* _Set exercise_
Make an exact copy of the lines, leaving the pictures out.

* _Dataset extract_
┄┄┄┄┄┄┄┄┄┄┄┄┄┄┄┄┄┄┄┄
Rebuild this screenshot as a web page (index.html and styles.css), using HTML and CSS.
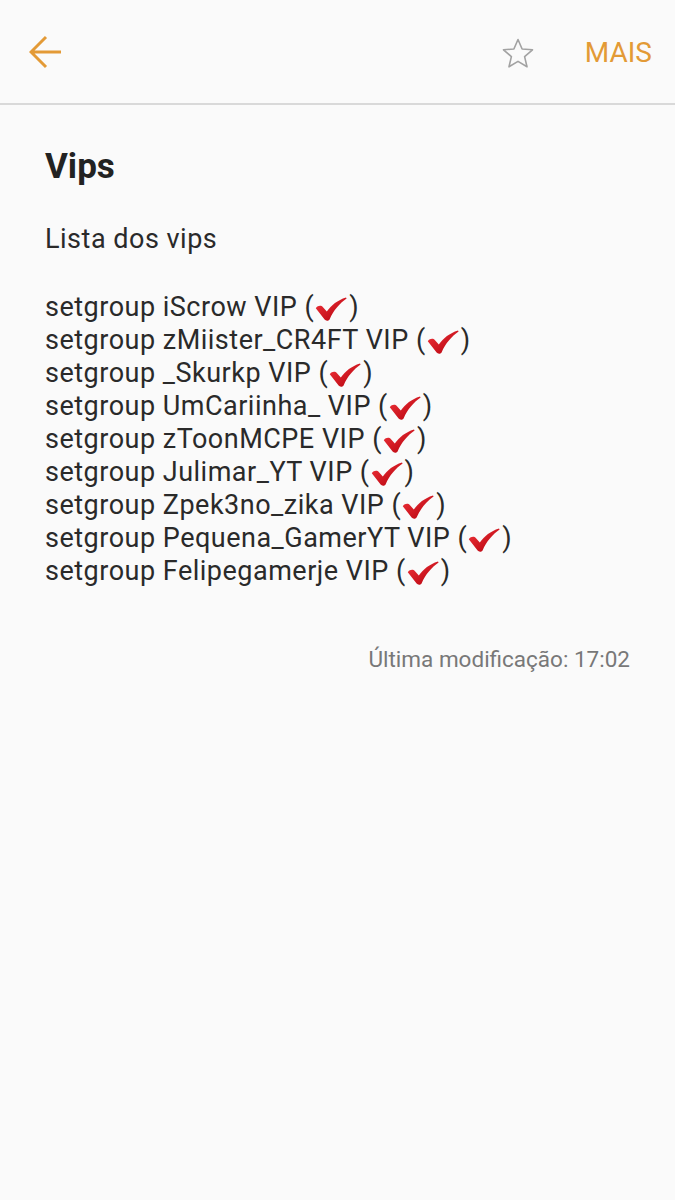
FILE: index.html
```html
<!DOCTYPE html>
<html lang="pt">
<head>
<meta charset="utf-8">
<link rel="stylesheet" href="styles.css">
<title>Vips</title>
</head>
<body>
<svg width="0" height="0" class="defs">
  <defs>
    <linearGradient id="chk" x1="0" y1="0" x2="1" y2="1">
      <stop offset="0" stop-color="#f2343b"/>
      <stop offset="1" stop-color="#b0000b"/>
    </linearGradient>
    <symbol id="check" viewBox="0 0 32 24">
      <path d="M0.8 11.2 C3 8.3 6.2 8.2 8 10.2 L11.8 14.6 C16.5 8 22.5 3 31 0.4 L31.6 1.6 C24.5 6.5 18.5 13.5 14.6 22.4 C13.4 24 10.8 24 9.6 22.6 Z" fill="url(#chk)"/>
    </symbol>
  </defs>
</svg>
<header class="bar">
  <svg class="back" width="34" height="34" viewBox="0 0 34 34"><path d="M32 17 H3 M17 2 L2 17 L17 32" fill="none" stroke="#e39a36" stroke-width="3"/></svg>
  <div class="actions">
    <svg class="star" width="34" height="34" viewBox="0 0 34 34"><path d="M17 2.5 L21.1 12 L31.5 12.8 L23.6 19.6 L26 29.8 L17 24.4 L8 29.8 L10.4 19.6 L2.5 12.8 L12.9 12 Z" fill="none" stroke="#a2a2a2" stroke-width="1.6" stroke-linejoin="round"/></svg>
    <span class="more">MAIS</span>
  </div>
</header>
<main class="note">
  <h1 class="title">Vips</h1>
  <p class="intro">Lista dos vips</p>
  <ul class="list">
    <li>setgroup iScrow VIP (<svg class="ck"><use href="#check"/></svg>)</li>
    <li>setgroup zMiister_CR4FT VIP (<svg class="ck"><use href="#check"/></svg>)</li>
    <li>setgroup _Skurkp VIP (<svg class="ck"><use href="#check"/></svg>)</li>
    <li>setgroup UmCariinha_ VIP (<svg class="ck"><use href="#check"/></svg>)</li>
    <li>setgroup zToonMCPE VIP (<svg class="ck"><use href="#check"/></svg>)</li>
    <li>setgroup Julimar_YT VIP (<svg class="ck"><use href="#check"/></svg>)</li>
    <li>setgroup Zpek3no_zika VIP (<svg class="ck"><use href="#check"/></svg>)</li>
    <li>setgroup Pequena_GamerYT VIP (<svg class="ck"><use href="#check"/></svg>)</li>
    <li>setgroup Felipegamerje VIP (<svg class="ck"><use href="#check"/></svg>)</li>
  </ul>
  <p class="modified">Última modificação: 17:02</p>
</main>
</body>
</html>
```
FILE: styles.css
```css
html, body {
  margin: 0;
  padding: 0;
  background: #fafafa;
}
body {
  font-family: Roboto, "Noto Sans", sans-serif;
  color: #2a2a2a;
  width: 675px;
  min-height: 1200px;
}
.defs {
  position: absolute;
  width: 0;
  height: 0;
}
.bar {
  height: 105px;
  border-bottom: 2px solid #d9d9d9;
  display: flex;
  align-items: center;
  justify-content: space-between;
  padding: 0 23px 0 29px;
  box-sizing: border-box;
}
.back {
  display: block;
  margin-top: 1px;
}
.actions {
  display: flex;
  align-items: center;
  gap: 50px;
}
.star {
  display: block;
  margin-top: 4px;
}
.more {
  color: #e39a36;
  font-size: 28px;
  line-height: 34px;
  margin-top: 2px;
}
.note {
  padding: 0 45px;
}
.title {
  margin: 42px 0 0;
  font-size: 35px;
  font-weight: 700;
  line-height: 40px;
  color: #222;
}
.intro {
  margin: 36px 0 0;
  font-size: 27px;
  letter-spacing: 0.5px;
  line-height: 33px;
}
.list {
  list-style: none;
  margin: 35px 0 0;
  padding: 0;
  font-size: 27px;
  letter-spacing: 0.5px;
  line-height: 33px;
}
.ck {
  width: 32px;
  height: 24px;
  vertical-align: -5px;
  margin: 0 2px 0 1px;
}
.modified {
  margin: 56px 0 0;
  text-align: right;
  font-size: 22.5px;
  line-height: 30px;
  color: #787878;
}
```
┄┄┄┄┄┄┄┄┄┄┄┄┄┄┄┄┄┄┄┄
* _Exercise response_
Rebuild this screenshot as a web page (index.html and styles.css), using HTML and CSS.
FILE: index.html
```html
<!DOCTYPE html>
<html lang="pt">
<head>
<meta charset="utf-8">
<link rel="stylesheet" href="styles.css">
<title>Vips</title>
</head>
<body>
<svg width="0" height="0" class="defs">
  <defs>
    <linearGradient id="chk" x1="0" y1="0" x2="1" y2="1">
      <stop offset="0" stop-color="#f2343b"/>
      <stop offset="1" stop-color="#b0000b"/>
    </linearGradient>
    <symbol id="check" viewBox="0 0 32 24">
      <path d="M0.8 11.2 C3 8.3 6.2 8.2 8 10.2 L11.8 14.6 C16.5 8 22.5 3 31 0.4 L31.6 1.6 C24.5 6.5 18.5 13.5 14.6 22.4 C13.4 24 10.8 24 9.6 22.6 Z" fill="url(#chk)"/>
    </symbol>
  </defs>
</svg>
<header class="bar">
  <svg class="back" width="34" height="34" viewBox="0 0 34 34"><path d="M32 17 H3 M17 2 L2 17 L17 32" fill="none" stroke="#e39a36" stroke-width="3"/></svg>
  <div class="actions">
    <svg class="star" width="34" height="34" viewBox="0 0 34 34"><path d="M17 2.5 L21.1 12 L31.5 12.8 L23.6 19.6 L26 29.8 L17 24.4 L8 29.8 L10.4 19.6 L2.5 12.8 L12.9 12 Z" fill="none" stroke="#a2a2a2" stroke-width="1.6" stroke-linejoin="round"/></svg>
    <span class="more">MAIS</span>
  </div>
</header>
<main class="note">
  <h1 class="title">Vips</h1>
  <p class="intro">Lista dos vips</p>
  <ul class="list">
    <li>setgroup iScrow VIP (<svg class="ck"><use href="#check"/></svg>)</li>
    <li>setgroup zMiister_CR4FT VIP (<svg class="ck"><use href="#check"/></svg>)</li>
    <li>setgroup _Skurkp VIP (<svg class="ck"><use href="#check"/></svg>)</li>
    <li>setgroup UmCariinha_ VIP (<svg class="ck"><use href="#check"/></svg>)</li>
    <li>setgroup zToonMCPE VIP (<svg class="ck"><use href="#check"/></svg>)</li>
    <li>setgroup Julimar_YT VIP (<svg class="ck"><use href="#check"/></svg>)</li>
    <li>setgroup Zpek3no_zika VIP (<svg class="ck"><use href="#check"/></svg>)</li>
    <li>setgroup Pequena_GamerYT VIP (<svg class="ck"><use href="#check"/></svg>)</li>
    <li>setgroup Felipegamerje VIP (<svg class="ck"><use href="#check"/></svg>)</li>
  </ul>
  <p class="modified">Última modificação: 17:02</p>
</main>
</body>
</html>
```
FILE: styles.css
```css
html, body {
  margin: 0;
  padding: 0;
  background: #fafafa;
}
body {
  font-family: Roboto, "Noto Sans", sans-serif;
  color: #2a2a2a;
  width: 675px;
  min-height: 1200px;
}
.defs {
  position: absolute;
  width: 0;
  height: 0;
}
.bar {
  height: 105px;
  border-bottom: 2px solid #d9d9d9;
  display: flex;
  align-items: center;
  justify-content: space-between;
  padding: 0 23px 0 29px;
  box-sizing: border-box;
}
.back {
  display: block;
  margin-top: 1px;
}
.actions {
  display: flex;
  align-items: center;
  gap: 50px;
}
.star {
  display: block;
  margin-top: 4px;
}
.more {
  color: #e39a36;
  font-size: 28px;
  line-height: 34px;
  margin-top: 2px;
}
.note {
  padding: 0 45px;
}
.title {
  margin: 42px 0 0;
  font-size: 35px;
  font-weight: 700;
  line-height: 40px;
  color: #222;
}
.intro {
  margin: 36px 0 0;
  font-size: 27px;
  letter-spacing: 0.5px;
  line-height: 33px;
}
.list {
  list-style: none;
  margin: 35px 0 0;
  padding: 0;
  font-size: 27px;
  letter-spacing: 0.5px;
  line-height: 33px;
}
.ck {
  width: 32px;
  height: 24px;
  vertical-align: -5px;
  margin: 0 2px 0 1px;
}
.modified {
  margin: 56px 0 0;
  text-align: right;
  font-size: 22.5px;
  line-height: 30px;
  color: #787878;
}
```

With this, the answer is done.